╭─ Data excerpt

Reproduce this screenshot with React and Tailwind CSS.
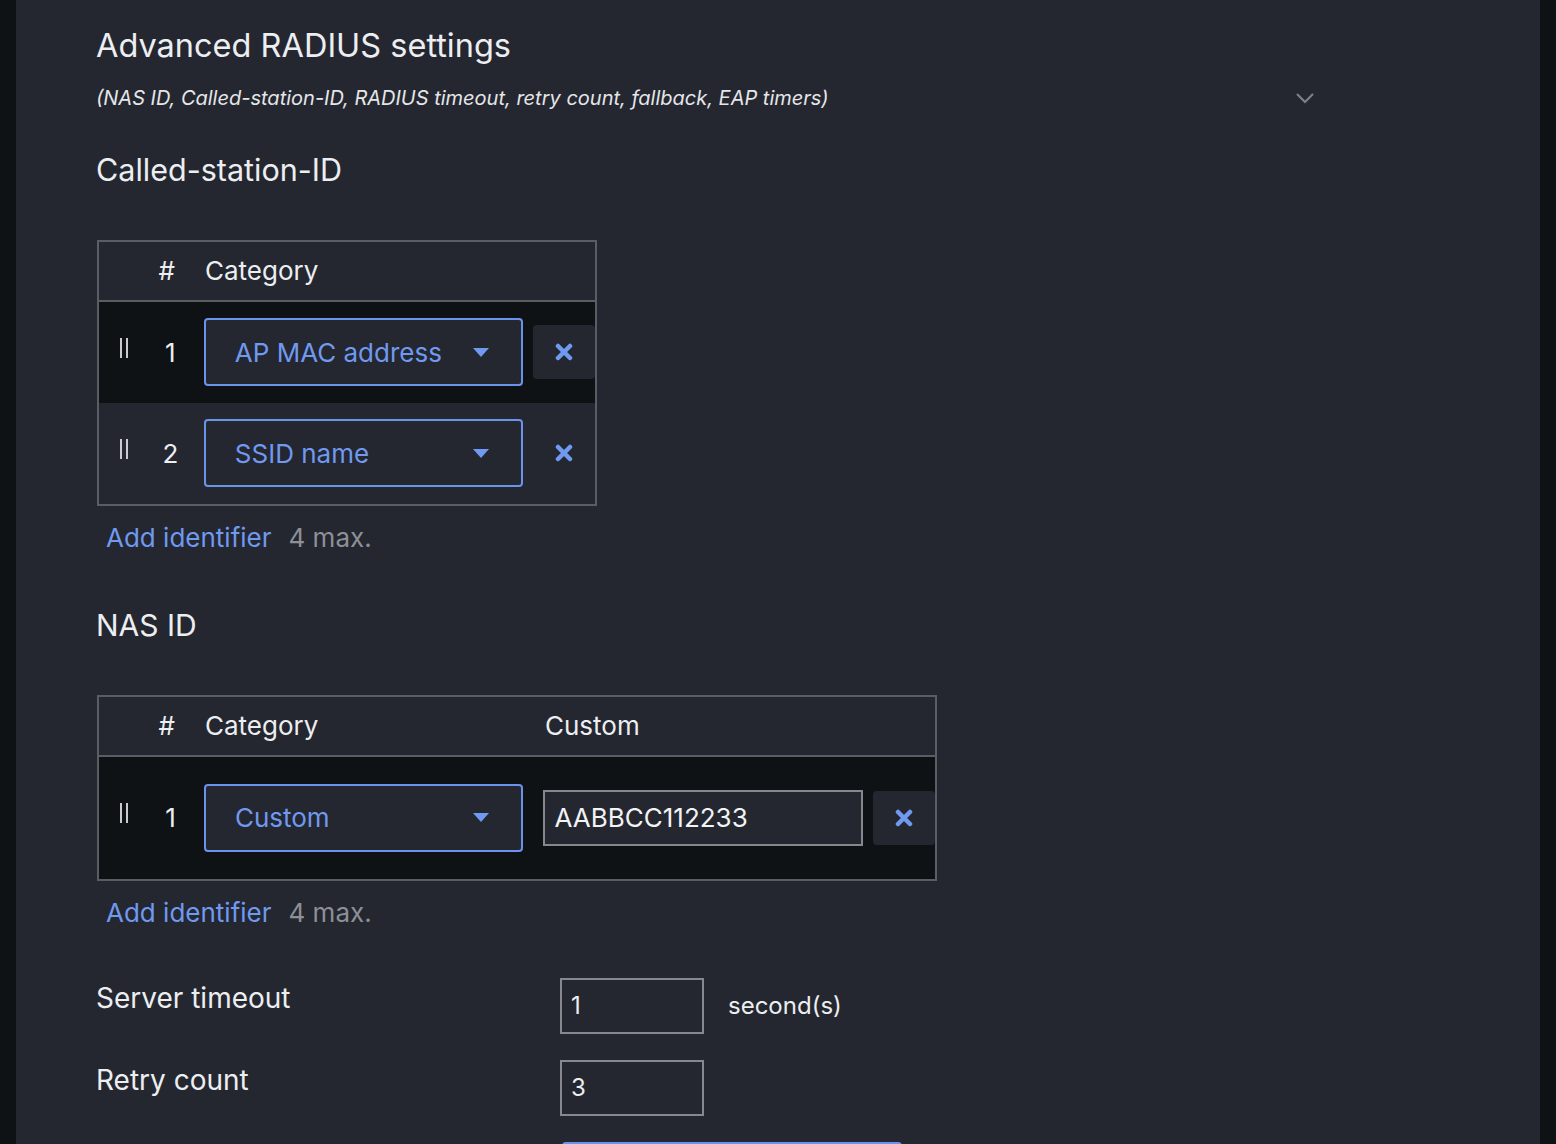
import React from "react";

const BLUE = "text-[#7099f0]";

function DragHandle() {
  return (
    <span className="flex gap-[4px] h-[20px] mt-[-9px]">
      <span className="w-[2px] h-full bg-[#c9cbd0]" />
      <span className="w-[2px] h-full bg-[#c9cbd0]" />
    </span>
  );
}

function Caret() {
  return (
    <svg width="16" height="9" viewBox="0 0 16 9" className="shrink-0">
      <path d="M0 0h16L8 9z" fill="#7099f0" />
    </svg>
  );
}

function XIcon() {
  return (
    <svg width="18" height="18" viewBox="0 0 18 18">
      <path d="M3 3l12 12M15 3L3 15" stroke="#7099f0" strokeWidth="4.5" strokeLinecap="round" />
    </svg>
  );
}

function Select({ value }) {
  return (
    <div className="w-[320px] h-[68px] border-2 border-[#6b93ec] rounded-[4px] bg-[#24272f] flex items-center justify-between pl-[29px] pr-[32px]">
      <span className={`text-[26px] ${BLUE}`}>{value}</span>
      <Caret />
    </div>
  );
}

function RemoveBtn({ filled }) {
  return (
    <div className={`w-[62px] h-[54px] rounded-[4px] flex items-center justify-center ${filled ? "bg-[#24272f]" : ""}`}>
      <XIcon />
    </div>
  );
}

function AddRow() {
  return (
    <div className="pl-[9px] mt-[12px] flex items-center gap-[17px] text-[26px]">
      <span className={BLUE}>Add identifier</span>
      <span className="text-[#8d9096]">4 max.</span>
    </div>
  );
}

function HeaderRow({ custom }) {
  return (
    <div className="h-[60px] flex items-center border-b-2 border-[#5a5d63] text-[26px] text-[#eceef1]">
      <span className="w-[76px] text-right">#</span>
      <span className="ml-[30px] w-[340px]">Category</span>
      {custom && <span>Custom</span>}
    </div>
  );
}

function DataRow({ n, value, h, filled, children }) {
  return (
    <div className={`${h} flex items-center ${filled ? "bg-[#0f1215]" : ""}`}>
      <span className="w-[54px] flex justify-end pr-[25px]"><DragHandle /></span>
      <span className="w-[51px] pr-[16px] text-center text-[26px]">{n}</span>
      <Select value={value} />
      {children}
    </div>
  );
}

export default function App() {
  return (
    <div className="min-h-screen bg-[#0f1215] px-[16px] font-['Inter',sans-serif]">
      <div className="bg-[#24272f] min-h-[1144px] pl-[81px] pr-[80px] pt-[24px] text-[#eceef1]">
        <h1 className="text-[32.5px] leading-[44px] -ml-[1px]">Advanced RADIUS settings</h1>
        <div className="flex items-center justify-between w-[1219px] mt-[15px] -ml-[1px]">
          <p className="italic text-[20px] text-[#e4e6ea]">
            (NAS ID, Called-station-ID, RADIUS timeout, retry count, fallback, EAP timers)
          </p>
          <svg width="20" height="12" viewBox="0 0 20 12">
            <path d="M2 2l8 8 8-8" stroke="#7c7f86" strokeWidth="2.2" fill="none" />
          </svg>
        </div>

        <h2 className="text-[30.5px] mt-[34px] -ml-[1px]">Called-station-ID</h2>

        <div className="w-[500px] border-2 border-[#5a5d63] mt-[47px]">
          <HeaderRow />
          <DataRow n="1" value="AP MAC address" h="h-[101px]" filled>
            <span className="ml-[10px]"><RemoveBtn filled /></span>
          </DataRow>
          <DataRow n="2" value="SSID name" h="h-[101px]">
            <span className="ml-[10px]"><RemoveBtn /></span>
          </DataRow>
        </div>
        <AddRow />

        <h2 className="text-[30px] mt-[46px] -ml-[1px]">NAS ID</h2>

        <div className="w-[840px] border-2 border-[#5a5d63] mt-[47px]">
          <HeaderRow custom />
          <DataRow n="1" value="Custom" h="h-[122px]" filled>
            <div className="ml-[20px] w-[320px] h-[56px] border-2 border-[#85888e] bg-[#24272f] flex items-center pl-[9px] text-[26px] text-[#f2f3f5]">
              AABBCC112233
            </div>
            <span className="ml-[10px]"><RemoveBtn filled /></span>
          </DataRow>
        </div>
        <AddRow />

        <div className="mt-[46px] flex flex-col gap-[26px] -ml-[1px]">
          <div className="flex items-start">
            <span className="w-[464px] text-[28px] leading-[40px]">Server timeout</span>
            <div className="w-[144px] h-[56px] border-2 border-[#85888e] flex items-center pl-[9px] text-[24px]">1</div>
            <span className="ml-[24px] self-center text-[24px]">second(s)</span>
          </div>
          <div className="flex items-start">
            <span className="w-[464px] text-[28px] leading-[40px]">Retry count</span>
            <div className="w-[144px] h-[56px] border-2 border-[#85888e] flex items-center pl-[9px] text-[24px]">3</div>
          </div>
          <div className="flex">
            <span className="w-[466px]" />
            <div className="w-[340px] h-[56px] border-2 border-[#6b93ec] rounded-[4px]" />
          </div>
        </div>
      </div>
    </div>
  );
}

╰─

● **Set task**
Copy all the data exactly as written, but skip any picture.

● **Written solution**
Reproduce this screenshot with React and Tailwind CSS.
import React from "react";

const BLUE = "text-[#7099f0]";

function DragHandle() {
  return (
    <span className="flex gap-[4px] h-[20px] mt-[-9px]">
      <span className="w-[2px] h-full bg-[#c9cbd0]" />
      <span className="w-[2px] h-full bg-[#c9cbd0]" />
    </span>
  );
}

function Caret() {
  return (
    <svg width="16" height="9" viewBox="0 0 16 9" className="shrink-0">
      <path d="M0 0h16L8 9z" fill="#7099f0" />
    </svg>
  );
}

function XIcon() {
  return (
    <svg width="18" height="18" viewBox="0 0 18 18">
      <path d="M3 3l12 12M15 3L3 15" stroke="#7099f0" strokeWidth="4.5" strokeLinecap="round" />
    </svg>
  );
}

function Select({ value }) {
  return (
    <div className="w-[320px] h-[68px] border-2 border-[#6b93ec] rounded-[4px] bg-[#24272f] flex items-center justify-between pl-[29px] pr-[32px]">
      <span className={`text-[26px] ${BLUE}`}>{value}</span>
      <Caret />
    </div>
  );
}

function RemoveBtn({ filled }) {
  return (
    <div className={`w-[62px] h-[54px] rounded-[4px] flex items-center justify-center ${filled ? "bg-[#24272f]" : ""}`}>
      <XIcon />
    </div>
  );
}

function AddRow() {
  return (
    <div className="pl-[9px] mt-[12px] flex items-center gap-[17px] text-[26px]">
      <span className={BLUE}>Add identifier</span>
      <span className="text-[#8d9096]">4 max.</span>
    </div>
  );
}

function HeaderRow({ custom }) {
  return (
    <div className="h-[60px] flex items-center border-b-2 border-[#5a5d63] text-[26px] text-[#eceef1]">
      <span className="w-[76px] text-right">#</span>
      <span className="ml-[30px] w-[340px]">Category</span>
      {custom && <span>Custom</span>}
    </div>
  );
}

function DataRow({ n, value, h, filled, children }) {
  return (
    <div className={`${h} flex items-center ${filled ? "bg-[#0f1215]" : ""}`}>
      <span className="w-[54px] flex justify-end pr-[25px]"><DragHandle /></span>
      <span className="w-[51px] pr-[16px] text-center text-[26px]">{n}</span>
      <Select value={value} />
      {children}
    </div>
  );
}

export default function App() {
  return (
    <div className="min-h-screen bg-[#0f1215] px-[16px] font-['Inter',sans-serif]">
      <div className="bg-[#24272f] min-h-[1144px] pl-[81px] pr-[80px] pt-[24px] text-[#eceef1]">
        <h1 className="text-[32.5px] leading-[44px] -ml-[1px]">Advanced RADIUS settings</h1>
        <div className="flex items-center justify-between w-[1219px] mt-[15px] -ml-[1px]">
          <p className="italic text-[20px] text-[#e4e6ea]">
            (NAS ID, Called-station-ID, RADIUS timeout, retry count, fallback, EAP timers)
          </p>
          <svg width="20" height="12" viewBox="0 0 20 12">
            <path d="M2 2l8 8 8-8" stroke="#7c7f86" strokeWidth="2.2" fill="none" />
          </svg>
        </div>

        <h2 className="text-[30.5px] mt-[34px] -ml-[1px]">Called-station-ID</h2>

        <div className="w-[500px] border-2 border-[#5a5d63] mt-[47px]">
          <HeaderRow />
          <DataRow n="1" value="AP MAC address" h="h-[101px]" filled>
            <span className="ml-[10px]"><RemoveBtn filled /></span>
          </DataRow>
          <DataRow n="2" value="SSID name" h="h-[101px]">
            <span className="ml-[10px]"><RemoveBtn /></span>
          </DataRow>
        </div>
        <AddRow />

        <h2 className="text-[30px] mt-[46px] -ml-[1px]">NAS ID</h2>

        <div className="w-[840px] border-2 border-[#5a5d63] mt-[47px]">
          <HeaderRow custom />
          <DataRow n="1" value="Custom" h="h-[122px]" filled>
            <div className="ml-[20px] w-[320px] h-[56px] border-2 border-[#85888e] bg-[#24272f] flex items-center pl-[9px] text-[26px] text-[#f2f3f5]">
              AABBCC112233
            </div>
            <span className="ml-[10px]"><RemoveBtn filled /></span>
          </DataRow>
        </div>
        <AddRow />

        <div className="mt-[46px] flex flex-col gap-[26px] -ml-[1px]">
          <div className="flex items-start">
            <span className="w-[464px] text-[28px] leading-[40px]">Server timeout</span>
            <div className="w-[144px] h-[56px] border-2 border-[#85888e] flex items-center pl-[9px] text-[24px]">1</div>
            <span className="ml-[24px] self-center text-[24px]">second(s)</span>
          </div>
          <div className="flex items-start">
            <span className="w-[464px] text-[28px] leading-[40px]">Retry count</span>
            <div className="w-[144px] h-[56px] border-2 border-[#85888e] flex items-center pl-[9px] text-[24px]">3</div>
          </div>
          <div className="flex">
            <span className="w-[466px]" />
            <div className="w-[340px] h-[56px] border-2 border-[#6b93ec] rounded-[4px]" />
          </div>
        </div>
      </div>
    </div>
  );
}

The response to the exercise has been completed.